**Work to complete**
Each line of the material must be repeated precisely, with the pictures left out.

------------------------------------

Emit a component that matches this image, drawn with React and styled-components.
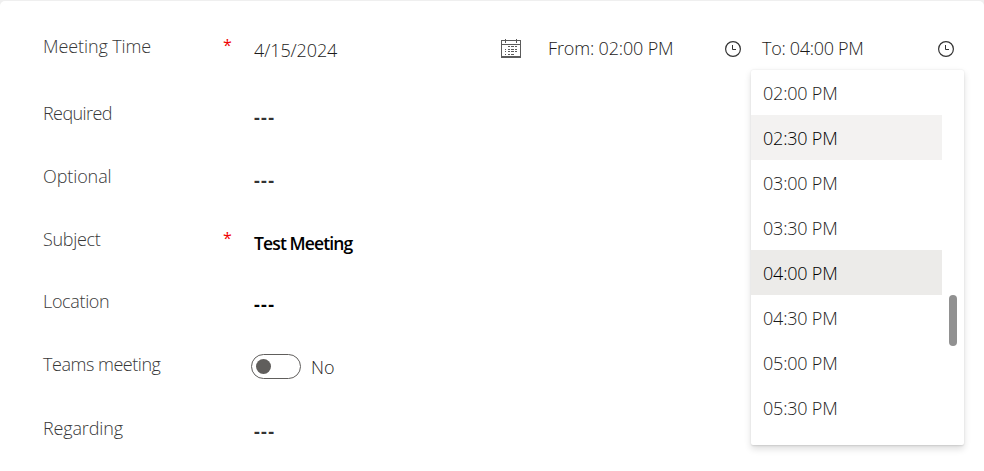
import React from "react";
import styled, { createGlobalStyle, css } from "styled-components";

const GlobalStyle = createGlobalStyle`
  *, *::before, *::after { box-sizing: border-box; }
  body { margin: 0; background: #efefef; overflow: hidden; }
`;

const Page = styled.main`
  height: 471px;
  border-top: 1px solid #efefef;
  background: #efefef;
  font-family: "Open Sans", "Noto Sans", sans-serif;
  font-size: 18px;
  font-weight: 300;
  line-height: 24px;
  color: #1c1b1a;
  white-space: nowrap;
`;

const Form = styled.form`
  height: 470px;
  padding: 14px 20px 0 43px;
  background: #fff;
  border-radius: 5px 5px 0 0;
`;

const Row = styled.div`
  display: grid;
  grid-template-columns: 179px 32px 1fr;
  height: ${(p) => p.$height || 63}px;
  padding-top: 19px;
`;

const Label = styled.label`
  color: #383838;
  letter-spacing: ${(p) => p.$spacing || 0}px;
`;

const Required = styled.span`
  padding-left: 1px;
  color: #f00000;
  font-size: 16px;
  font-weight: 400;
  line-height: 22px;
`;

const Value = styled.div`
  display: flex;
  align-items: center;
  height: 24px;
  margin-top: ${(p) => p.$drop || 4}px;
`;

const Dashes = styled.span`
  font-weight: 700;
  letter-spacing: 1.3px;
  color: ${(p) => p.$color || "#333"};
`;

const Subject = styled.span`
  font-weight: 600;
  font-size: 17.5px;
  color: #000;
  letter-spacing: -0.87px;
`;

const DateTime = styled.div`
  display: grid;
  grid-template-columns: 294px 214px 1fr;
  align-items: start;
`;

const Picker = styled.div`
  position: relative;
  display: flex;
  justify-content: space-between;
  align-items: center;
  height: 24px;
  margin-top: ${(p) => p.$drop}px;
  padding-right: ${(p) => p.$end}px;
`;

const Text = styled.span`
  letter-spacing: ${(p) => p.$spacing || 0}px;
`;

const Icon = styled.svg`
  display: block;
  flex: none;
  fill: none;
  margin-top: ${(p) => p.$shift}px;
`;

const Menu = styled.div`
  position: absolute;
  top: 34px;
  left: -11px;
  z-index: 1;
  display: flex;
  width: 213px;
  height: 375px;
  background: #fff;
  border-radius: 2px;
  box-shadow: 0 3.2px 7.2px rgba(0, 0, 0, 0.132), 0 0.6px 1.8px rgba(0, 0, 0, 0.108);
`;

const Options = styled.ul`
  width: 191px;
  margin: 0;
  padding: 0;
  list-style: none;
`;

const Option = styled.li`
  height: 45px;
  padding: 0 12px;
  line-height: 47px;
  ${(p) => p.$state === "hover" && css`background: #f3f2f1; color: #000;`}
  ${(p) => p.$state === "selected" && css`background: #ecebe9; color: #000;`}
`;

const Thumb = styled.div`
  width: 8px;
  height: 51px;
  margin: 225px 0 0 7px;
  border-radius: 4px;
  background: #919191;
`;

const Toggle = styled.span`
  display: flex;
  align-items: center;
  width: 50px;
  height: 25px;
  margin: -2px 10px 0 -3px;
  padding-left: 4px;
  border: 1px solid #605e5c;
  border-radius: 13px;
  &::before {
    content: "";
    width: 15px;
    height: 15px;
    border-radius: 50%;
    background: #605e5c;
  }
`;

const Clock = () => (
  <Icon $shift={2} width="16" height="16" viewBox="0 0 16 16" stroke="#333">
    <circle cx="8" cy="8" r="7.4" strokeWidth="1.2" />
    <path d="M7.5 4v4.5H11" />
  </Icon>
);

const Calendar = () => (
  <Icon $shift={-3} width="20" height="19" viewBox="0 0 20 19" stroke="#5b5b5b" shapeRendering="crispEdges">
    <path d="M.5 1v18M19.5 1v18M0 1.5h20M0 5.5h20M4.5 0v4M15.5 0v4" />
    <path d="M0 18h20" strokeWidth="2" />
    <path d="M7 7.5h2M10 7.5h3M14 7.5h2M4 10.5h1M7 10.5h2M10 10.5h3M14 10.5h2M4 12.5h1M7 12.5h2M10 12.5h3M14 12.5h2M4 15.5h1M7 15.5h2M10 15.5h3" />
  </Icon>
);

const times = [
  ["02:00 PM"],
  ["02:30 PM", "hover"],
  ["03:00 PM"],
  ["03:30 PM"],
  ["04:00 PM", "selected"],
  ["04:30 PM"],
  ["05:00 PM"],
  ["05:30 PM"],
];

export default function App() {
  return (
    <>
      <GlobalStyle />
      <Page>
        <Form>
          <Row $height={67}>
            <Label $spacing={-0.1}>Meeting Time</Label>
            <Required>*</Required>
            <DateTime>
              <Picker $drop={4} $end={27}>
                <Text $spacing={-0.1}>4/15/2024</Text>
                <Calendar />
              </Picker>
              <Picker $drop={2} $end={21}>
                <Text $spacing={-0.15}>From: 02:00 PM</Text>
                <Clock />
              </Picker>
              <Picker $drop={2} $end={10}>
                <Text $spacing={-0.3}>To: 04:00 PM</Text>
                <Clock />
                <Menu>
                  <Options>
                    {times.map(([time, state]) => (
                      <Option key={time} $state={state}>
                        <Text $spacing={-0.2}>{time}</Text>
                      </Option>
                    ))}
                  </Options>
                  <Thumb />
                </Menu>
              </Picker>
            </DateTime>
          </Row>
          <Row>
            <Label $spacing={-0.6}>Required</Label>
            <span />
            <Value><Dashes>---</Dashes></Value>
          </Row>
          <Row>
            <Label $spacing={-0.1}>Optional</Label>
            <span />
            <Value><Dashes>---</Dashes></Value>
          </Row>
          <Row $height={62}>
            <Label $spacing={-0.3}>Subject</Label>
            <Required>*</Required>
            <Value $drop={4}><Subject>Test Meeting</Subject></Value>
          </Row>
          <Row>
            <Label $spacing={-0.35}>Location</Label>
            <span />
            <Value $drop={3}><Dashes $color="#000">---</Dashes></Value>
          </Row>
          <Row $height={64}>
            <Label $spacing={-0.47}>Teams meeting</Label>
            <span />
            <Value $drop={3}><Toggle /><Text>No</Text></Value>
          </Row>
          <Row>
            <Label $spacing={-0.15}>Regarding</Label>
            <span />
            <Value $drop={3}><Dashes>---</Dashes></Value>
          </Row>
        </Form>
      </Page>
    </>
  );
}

------------------------------------

**The reply**
Emit a component that matches this image, drawn with React and styled-components.
import React from "react";
import styled, { createGlobalStyle, css } from "styled-components";

const GlobalStyle = createGlobalStyle`
  *, *::before, *::after { box-sizing: border-box; }
  body { margin: 0; background: #efefef; overflow: hidden; }
`;

const Page = styled.main`
  height: 471px;
  border-top: 1px solid #efefef;
  background: #efefef;
  font-family: "Open Sans", "Noto Sans", sans-serif;
  font-size: 18px;
  font-weight: 300;
  line-height: 24px;
  color: #1c1b1a;
  white-space: nowrap;
`;

const Form = styled.form`
  height: 470px;
  padding: 14px 20px 0 43px;
  background: #fff;
  border-radius: 5px 5px 0 0;
`;

const Row = styled.div`
  display: grid;
  grid-template-columns: 179px 32px 1fr;
  height: ${(p) => p.$height || 63}px;
  padding-top: 19px;
`;

const Label = styled.label`
  color: #383838;
  letter-spacing: ${(p) => p.$spacing || 0}px;
`;

const Required = styled.span`
  padding-left: 1px;
  color: #f00000;
  font-size: 16px;
  font-weight: 400;
  line-height: 22px;
`;

const Value = styled.div`
  display: flex;
  align-items: center;
  height: 24px;
  margin-top: ${(p) => p.$drop || 4}px;
`;

const Dashes = styled.span`
  font-weight: 700;
  letter-spacing: 1.3px;
  color: ${(p) => p.$color || "#333"};
`;

const Subject = styled.span`
  font-weight: 600;
  font-size: 17.5px;
  color: #000;
  letter-spacing: -0.87px;
`;

const DateTime = styled.div`
  display: grid;
  grid-template-columns: 294px 214px 1fr;
  align-items: start;
`;

const Picker = styled.div`
  position: relative;
  display: flex;
  justify-content: space-between;
  align-items: center;
  height: 24px;
  margin-top: ${(p) => p.$drop}px;
  padding-right: ${(p) => p.$end}px;
`;

const Text = styled.span`
  letter-spacing: ${(p) => p.$spacing || 0}px;
`;

const Icon = styled.svg`
  display: block;
  flex: none;
  fill: none;
  margin-top: ${(p) => p.$shift}px;
`;

const Menu = styled.div`
  position: absolute;
  top: 34px;
  left: -11px;
  z-index: 1;
  display: flex;
  width: 213px;
  height: 375px;
  background: #fff;
  border-radius: 2px;
  box-shadow: 0 3.2px 7.2px rgba(0, 0, 0, 0.132), 0 0.6px 1.8px rgba(0, 0, 0, 0.108);
`;

const Options = styled.ul`
  width: 191px;
  margin: 0;
  padding: 0;
  list-style: none;
`;

const Option = styled.li`
  height: 45px;
  padding: 0 12px;
  line-height: 47px;
  ${(p) => p.$state === "hover" && css`background: #f3f2f1; color: #000;`}
  ${(p) => p.$state === "selected" && css`background: #ecebe9; color: #000;`}
`;

const Thumb = styled.div`
  width: 8px;
  height: 51px;
  margin: 225px 0 0 7px;
  border-radius: 4px;
  background: #919191;
`;

const Toggle = styled.span`
  display: flex;
  align-items: center;
  width: 50px;
  height: 25px;
  margin: -2px 10px 0 -3px;
  padding-left: 4px;
  border: 1px solid #605e5c;
  border-radius: 13px;
  &::before {
    content: "";
    width: 15px;
    height: 15px;
    border-radius: 50%;
    background: #605e5c;
  }
`;

const Clock = () => (
  <Icon $shift={2} width="16" height="16" viewBox="0 0 16 16" stroke="#333">
    <circle cx="8" cy="8" r="7.4" strokeWidth="1.2" />
    <path d="M7.5 4v4.5H11" />
  </Icon>
);

const Calendar = () => (
  <Icon $shift={-3} width="20" height="19" viewBox="0 0 20 19" stroke="#5b5b5b" shapeRendering="crispEdges">
    <path d="M.5 1v18M19.5 1v18M0 1.5h20M0 5.5h20M4.5 0v4M15.5 0v4" />
    <path d="M0 18h20" strokeWidth="2" />
    <path d="M7 7.5h2M10 7.5h3M14 7.5h2M4 10.5h1M7 10.5h2M10 10.5h3M14 10.5h2M4 12.5h1M7 12.5h2M10 12.5h3M14 12.5h2M4 15.5h1M7 15.5h2M10 15.5h3" />
  </Icon>
);

const times = [
  ["02:00 PM"],
  ["02:30 PM", "hover"],
  ["03:00 PM"],
  ["03:30 PM"],
  ["04:00 PM", "selected"],
  ["04:30 PM"],
  ["05:00 PM"],
  ["05:30 PM"],
];

export default function App() {
  return (
    <>
      <GlobalStyle />
      <Page>
        <Form>
          <Row $height={67}>
            <Label $spacing={-0.1}>Meeting Time</Label>
            <Required>*</Required>
            <DateTime>
              <Picker $drop={4} $end={27}>
                <Text $spacing={-0.1}>4/15/2024</Text>
                <Calendar />
              </Picker>
              <Picker $drop={2} $end={21}>
                <Text $spacing={-0.15}>From: 02:00 PM</Text>
                <Clock />
              </Picker>
              <Picker $drop={2} $end={10}>
                <Text $spacing={-0.3}>To: 04:00 PM</Text>
                <Clock />
                <Menu>
                  <Options>
                    {times.map(([time, state]) => (
                      <Option key={time} $state={state}>
                        <Text $spacing={-0.2}>{time}</Text>
                      </Option>
                    ))}
                  </Options>
                  <Thumb />
                </Menu>
              </Picker>
            </DateTime>
          </Row>
          <Row>
            <Label $spacing={-0.6}>Required</Label>
            <span />
            <Value><Dashes>---</Dashes></Value>
          </Row>
          <Row>
            <Label $spacing={-0.1}>Optional</Label>
            <span />
            <Value><Dashes>---</Dashes></Value>
          </Row>
          <Row $height={62}>
            <Label $spacing={-0.3}>Subject</Label>
            <Required>*</Required>
            <Value $drop={4}><Subject>Test Meeting</Subject></Value>
          </Row>
          <Row>
            <Label $spacing={-0.35}>Location</Label>
            <span />
            <Value $drop={3}><Dashes $color="#000">---</Dashes></Value>
          </Row>
          <Row $height={64}>
            <Label $spacing={-0.47}>Teams meeting</Label>
            <span />
            <Value $drop={3}><Toggle /><Text>No</Text></Value>
          </Row>
          <Row>
            <Label $spacing={-0.15}>Regarding</Label>
            <span />
            <Value $drop={3}><Dashes>---</Dashes></Value>
          </Row>
        </Form>
      </Page>
    </>
  );
}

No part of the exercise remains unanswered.